Diagram 2: Example architecture for achieving high availability and performance for security mechanisms
Chapter 3 Architecting for High Performance GSA load-balancing for query performance The number of Queries per Second (QPS) that a single search appliance supports is dependent on the length of time each query takes, the number of concurrent requests, and the type of front-end features that are enabled. A single search appliance can support up to 50 concurrent requests, but often the QPS of a single GSA is lower than this, particularly with secure search. For more information about concurrent requests, see the Help Center articles: Designing a search solution and How many concurrent users can a GSA handle? To reach desired levels of query throughput, multiple appliances can be deployed behind a load balancer, which splits search traffic equally across the GSAs. Each appliance should contain the same index, either through GSA Mirroring or independent crawling of the same content. In this configuration, the GSAs are considered to be in an Active-Active configuration (since all GSAs are serving results actively) and should each be licensed as a “Production” appliance. In load balancing configurations that contain secure search, sticky sessions should be used since each secure search session is tied to a specific appliance. Hence if a user is redirected to a different appliance after they have already authenticated, they may be asked to authenticate again.
Security mechanism performance Another common performance bottleneck is during authorization of search results, particularly when latebinding (real-time security checks against a content system) is used to determine the permissions of a document. Due to performance gains when performing security checks on the GSA, early-binding is the recommended method of authorization. However, there are circumstances where late-binding is needed due to the Access Control Lists (ACLs) not being able to be extracted, or where the security permissions of documents change frequently and real-time checks are required. To improve the performance of authorization, a number of different strategies can be taken: ●
If high-load causes degradation in authorization performance, deploy multiple, load-balanced instances of the authorization mechanism (eg. multiple SAML providers).
If a connector is used for authorization, and is also used for crawling and traversal of content, deploy other connectors to be dedicated to authorization and use a proxy or load balancer to segregate traffic for crawling vs authorization requests from the GSA.
Whilst the authentication process is a less common performance consideration (since users only perform it once per session), the same strategies can be employed for optimizing the performance of authentication mechanisms. See Diagram 2 for an example of implementing high performance security mechanisms.
GSA feature performance considerations Whilst the GSA provides various features to enhance the user experience, when designing a GSA deployment for high performance, there are a number of considerations regarding the performance impact of enabling search features: ●
Dynamic Navigation when used with secure search requires the GSA to perform a much larger amount of authorization requests. Without Dynamic Navigation, the GSA performs authorization requests until it retrieves 10 permitted results for the user when using late-binding (assuming 10 results are requested), and 1000 permitted results for the user when using early-binding. With Dynamic Navigation, the GSA will perform authorization requests until it retrieves 10,000 permitted results. This will have considerable impact in scenarios using late-binding, and may impact scenarios using early-binding where a user has limited access to content. For additional details, see the Help Center article: Search results are slow when dynamic navigation is enabled)

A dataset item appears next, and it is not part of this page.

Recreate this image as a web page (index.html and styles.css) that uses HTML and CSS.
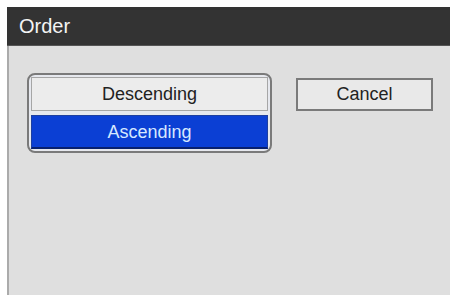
FILE: index.html
```html
<!DOCTYPE html>
<html>
<head>
<meta charset="utf-8">
<link rel="stylesheet" href="styles.css">
</head>
<body>
<div class="window">
  <div class="titlebar">Order</div>
  <div class="content">
    <div class="group">
      <div class="opt">Descending</div>
      <div class="opt selected">Ascending</div>
    </div>
    <div class="btn">Cancel</div>
  </div>
</div>
</body>
</html>
```
FILE: styles.css
```css
html, body {
  margin: 0;
  padding: 0;
  background: #ffffff;
  font-family: "Liberation Sans", Arial, sans-serif;
}
.window {
  margin: 7px 0 0 7px;
  width: 443px;
  height: 288px;
  display: flex;
  flex-direction: column;
}
.titlebar {
  height: 38px;
  background: #333333;
  color: #f4f4f4;
  font-size: 20px;
  line-height: 38px;
  padding-left: 12px;
  border-bottom: 1px solid #555;
}
.content {
  flex: 1;
  background: #dfdfdf;
  border-left: 2px solid #ababab;
  padding: 27px 0 0 18px;
  display: flex;
  align-items: flex-start;
  gap: 24px;
}
.group {
  width: 237px;
  padding: 2px;
  border: 2px solid #7a7a7a;
  border-radius: 8px;
  display: flex;
  flex-direction: column;
  gap: 4px;
  background: #e6e8ee;
}
.opt {
  height: 32px;
  border: 1px solid #a6a6a6;
  background: #ececec;
  color: #222;
  font-size: 18px;
  line-height: 32px;
  text-align: center;
}
.opt.selected {
  background: #0b3fd4;
  border-color: #1d3fa0;
  border-bottom: 2px solid #08206e;
  height: 31px;
  color: #d6e8ff;
}
.btn {
  margin-top: 5px;
  width: 133px;
  height: 29px;
  border: 2px solid #7a7a7a;
  background: #e9e9e9;
  color: #222;
  font-size: 18px;
  line-height: 29px;
  text-align: center;
}
```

Dynamic Results Clustering performs many authorization requests to determine result clusters and also submits an additional HTTP request to the GSA.
OneBox requests are performed synchronously and hence add to overall query response time, particularly where requests are made to a third party system.
Query Suggestions sends additional HTTP requests to the GSA to determine suggestions as a user is typing. For deployments with many users, this can add significant load to the GSA. This impact can be lessened by adjusting the timeout after which a keystroke event fires the request to the Query Suggestions service on the GSA (see the Help Center article: Impact of query suggest on the general search performance).
Search result filters (eg. duplicate folder, title or snippet filters) can introduce performance impacts in secure search scenarios due to an increased number of authorization requests required to return a result-set. For example, if a user requests 100 results in a late-binding scenario, and the first 100 permitted results that the GSA finds happen to fall within the same directory, via duplicate directory filtering, the GSA would group these under one result, and require another 99 permitted results to be found before the search results are displayed.
Chapter 4 Architecting for large-scale indexes For deployments involving a large number of documents, the time it takes to perform a full reindex of content often exceeds a number of days or even weeks. In these situations, it can be extremely beneficial to consider architectural strategies to optimize the way documents are indexed.
GSA crawling strategies For crawling web content with the GSA, a number of strategies can be taken to optimise indexing speeds: ●
Hostload settings can be used to increase the number of threads used to crawl the web server(s), along with control over time periods in which crawling can be performed more aggressively.
Multiple start paths should be used, if possible, as this will spawn separate crawling threads. Having just one start path for a large amount of content will lead to slower crawling/discovery speeds than a configuration with multiple start paths.
Ensure that the GSA network location relative to the web server is as close or optimized as possible to minimize latency in crawling and downloading files.
If crawl throughput is of critical importance, consider using GSA Distributed Crawl and Serve, so the crawl load is distributed across each appliance in the DC+S network.
Connector traversal strategies For large-scale deployments involving connectors, a connector traversal strategy should be established that takes advantage of parallel indexing and considers the importance and priorities of the various content being indexed. Here are some examples of common strategies for indexing multi-million document repositories: ●
Deploy one connector per connector manager, and maximize the number of threads within the connector that are used (if available, such as with the File System connector, this typically can be specified in the connector properties files).
Configure each connector to index a subset of content (e.g. 3 million documents per connector). If the content cannot be easily split by categories, the “Follow patterns” in the connector can be used to split content by pattern (eg. splitting directories across connectors by alphabetical order, such as [a-g], [h-m], etc).
Increase the GSA host load, or deploy multiple connectors to increase traversal throughput (similar to the approach for high availability, described above).
If some content is considered higher priority and more important than other content, make sure that the connector traversal strategy reflects that. This may be controlled by having higher traversal rates than other connectors (to ensure content is indexed first), or organising traversal schedules to ensure that high priority content is indexed before other content.